La sperimentazione consiste nel coniugare la danza, la musica, le luci e il teatro classico in un’atmosfera che in principio appare molto inquietante. Il gruppo teatrale “La luna obliqua”, il cui regista è Sasà Neri, è all’avanguardia. Gli attori, tutti giovani, truccati e vestiti in bianco e nero, sono alla ricerca delle sensazioni più recondite della psiche; tramite il coinvolgimento (parlando da vicino, toccando, accarezzando, portando sulla scena) vogliono suscitare la catarsi, ricondurre a memorie dimenticate e anche far scomodare lo spettatore, a togliergli quel senso di sicurezza garantito di solito dalla quarta parete, qui del tutto assente.

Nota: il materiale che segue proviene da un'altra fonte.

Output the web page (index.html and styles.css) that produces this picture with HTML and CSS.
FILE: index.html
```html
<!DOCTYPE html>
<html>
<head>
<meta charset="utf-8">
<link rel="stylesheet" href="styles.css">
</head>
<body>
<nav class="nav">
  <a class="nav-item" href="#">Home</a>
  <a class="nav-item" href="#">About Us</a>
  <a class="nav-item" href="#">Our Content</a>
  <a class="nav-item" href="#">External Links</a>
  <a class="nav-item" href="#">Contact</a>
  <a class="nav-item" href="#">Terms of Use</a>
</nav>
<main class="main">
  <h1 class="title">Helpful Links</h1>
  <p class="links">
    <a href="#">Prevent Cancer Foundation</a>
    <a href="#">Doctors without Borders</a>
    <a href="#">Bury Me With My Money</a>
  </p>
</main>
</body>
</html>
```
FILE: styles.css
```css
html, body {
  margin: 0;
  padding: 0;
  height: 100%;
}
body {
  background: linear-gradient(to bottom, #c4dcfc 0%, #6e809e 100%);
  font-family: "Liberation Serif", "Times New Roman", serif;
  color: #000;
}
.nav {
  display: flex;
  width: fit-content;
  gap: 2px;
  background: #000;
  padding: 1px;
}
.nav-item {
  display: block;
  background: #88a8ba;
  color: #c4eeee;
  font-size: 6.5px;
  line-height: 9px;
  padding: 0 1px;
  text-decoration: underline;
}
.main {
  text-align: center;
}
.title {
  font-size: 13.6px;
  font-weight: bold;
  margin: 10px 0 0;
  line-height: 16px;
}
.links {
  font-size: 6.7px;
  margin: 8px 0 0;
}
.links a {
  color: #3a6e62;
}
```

Per chi è nuovo a questi sperimentalismi, può risultare difficile riuscire a seguire questo genere di teatro: bisogna dimenticarsi della trama, si punta tutto semmai su un tema – in questo caso il rapporto tra madre e figlio e il tradimento – e all’estetica. Bisogna aver fiducia, lasciarsi coinvolgere. È stato uno spettacolo a episodi, cominciato con un brano tratto da “Lettera a un figlio mai nato”, e il tema della madre che uccide i figli è poi ritornato in seguito con il classico monologo della “Medea” e riferimenti al film “The others” di Amenabar; poi il tradimento di Giuda, visto come tradimento collettivo e dettato dalla gelosia, dal troppo amore; il monologo d’apertura del “Riccardo III”, reso quanto mai inquietante per far risaltare la brutalità di un animo spietato; “Malafemmina” cantato da Alessandra Borgosano e “tradotto” da Gianluca Minissale, i due attori principali del gruppo degli esoscheletri, così chiamati per via del loro genere alternativo, l’Esos theatre.
Questo lavoro dura da tre anni e sta portando molti frutti, partecipando a performance in tutta Italia; il regista, Neri, concede molto spazio all’inventiva degli attori, lasciando che siano trasportati dalle emozioni suscitate dalla musica e dai contatti tra loro stessi e il pubblico.